The Mapping of Senses in Irides (14 February 2019)

This paper presented the procedure I followed for the mapping of the five senses into gestural and textural information to be used in my acousmatic composition Irides. Starting from visual figures and colours and their conversion into thin spectral lines and glissandi, the talk went into examples of olfactory and haptic environments and their relocation into sound scenes. This talk was part of two research exchange events I co-organised between SMFA/CMAT of the University of Kent and the Music Department of the University of Aberdeen. The first of the two events, where this talk took place, was held at the University of Aberdeen on 14 February 2019.

In: Rediscoveries XI, 14 Feb 2019, University of Aberdeen, Aberdeen, UK.

Relocation of the visual, gustatory, olfactory and haptic environments into the aural space (13 September 2019)

This paper explores a compositional method based on the interpretation of information received through all our senses as gestural and textural activity in the aural domain; it attempts to map our experiences from a number of systems (visual, gustatory, olfactory and haptic environments) to another (aural space).

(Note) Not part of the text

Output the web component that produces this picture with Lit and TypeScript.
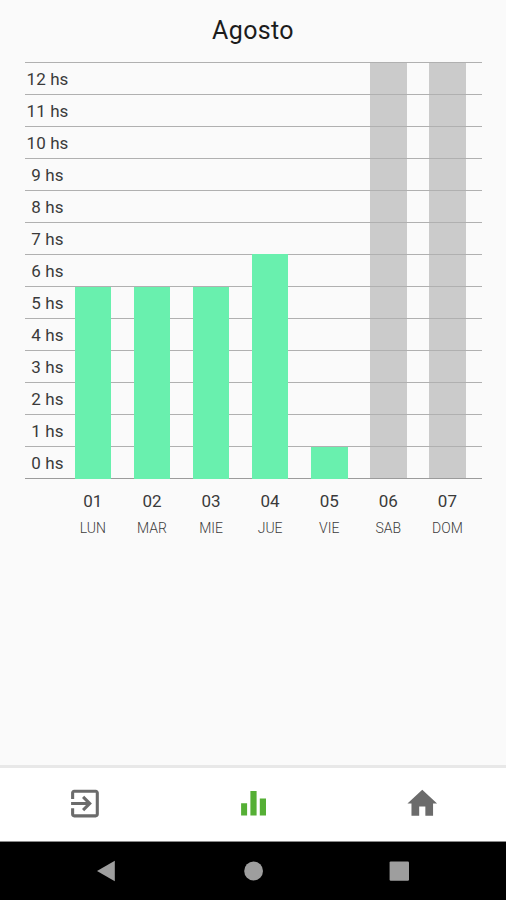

The paper details the method I followed when creating my latest composition, as a case study for this approach. My piece uses information collected through multisensory walks, including environmental recordings and sensory maps as starting points to create layers of sound material. The piece does not employ data sonification digital processes, but instead, it conveys sensory information from the immediate environment as either sonic gestures or textures.

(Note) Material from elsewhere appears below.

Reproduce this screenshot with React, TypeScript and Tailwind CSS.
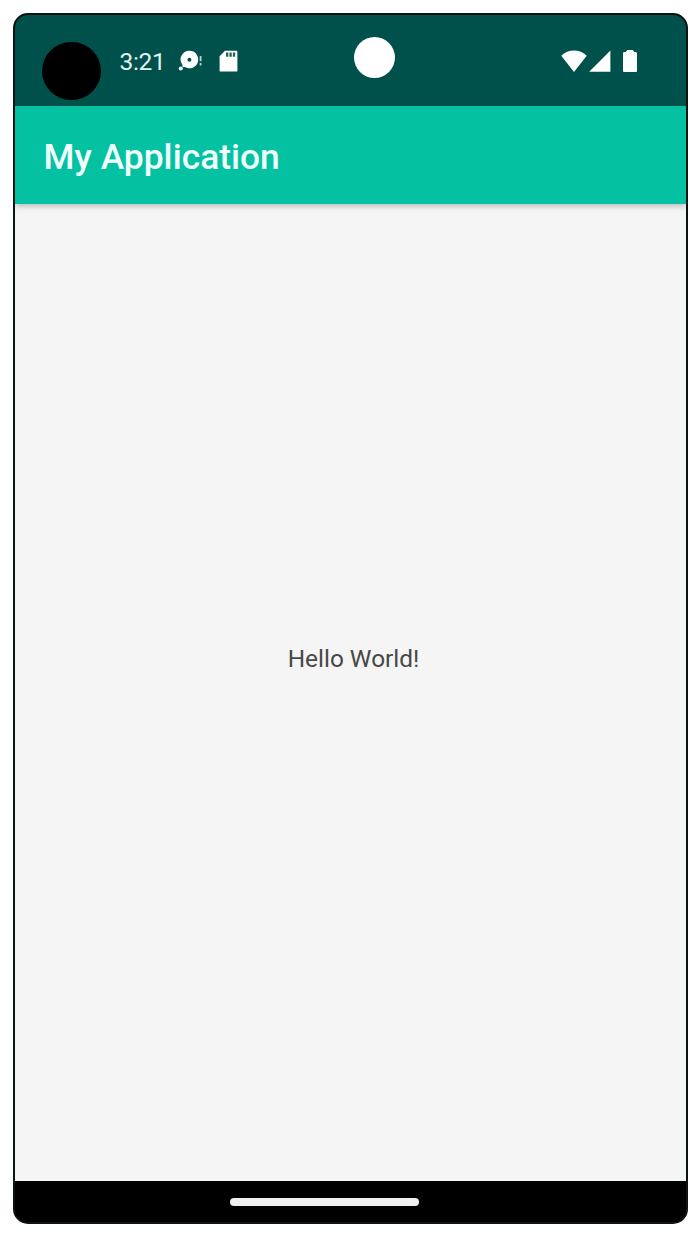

Starting from Denis Smalley’s motion and growth processes, I approached my experiences as shapes developing in time. Gesture implies a motion, a temporal structure, whereas texture implies a consistency, the feel and appearance of something. The construction of the piece involved mapping sensory experiences on a relative timeline on separate soundmaps, smellmaps, touchmaps, tastemaps and sightmaps. Composite layers of that information were combined with recognisable sounds from the environmental recordings I made during the walks, to form musically meaningful structures.

In addition, the composition explores interrelationships between music, time perception, memory and the listening environment, as it is based on a number of multisensory walks with senses acting on different timescales. Ultimately, the composition becomes an imaginary soundscape approached in a non-linear way, in the sense that no story is unfolding but rather, it is a presentation of snippets of experiences about particular spaces, places and times, based on a specific theme (‘rain’ in the case of my recent composition).

In: Convergence 2019 conference, 12 - 15 September 2019, De Montfort University, Leicester.


Hearing, Sight and a Host of Other Senses (9-10 November 2019)

This paper follows up on my continuing research on a compositional method based on the interpretation of information received through all senses as gestural and textural activity in the aural domain; it attempts to map our experiences from a number of sensory systems to the aural space.

The paper starts from the method I followed when creating my latest composition, as a case study for this approach, where I employed multisensory walks to gather gestural and textural information. Gesture implies a motion, a temporal structure, whereas texture implies a consistency, the feel and appearance of something. The construction of the piece involved mapping sensory experiences on a relative timeline on separate soundmaps, smellmaps, touchmaps, tastemaps and sightmaps. Composite layers of that information were combined with recognisable sounds from the environmental recordings I made during the walks, to form musically meaningful structures.

This system of interpreting information explores interrelationships between music, time perception, memory and the listening environment, as it is based on a number of multisensory walks with senses acting on different timescales. This process allows us to use creatively information that we receive from other senses, often neglected when thinking about sound.

In: SOUND/IMAGE19 conference, 9-10 Nov 2019, Greenwich University, London, UK.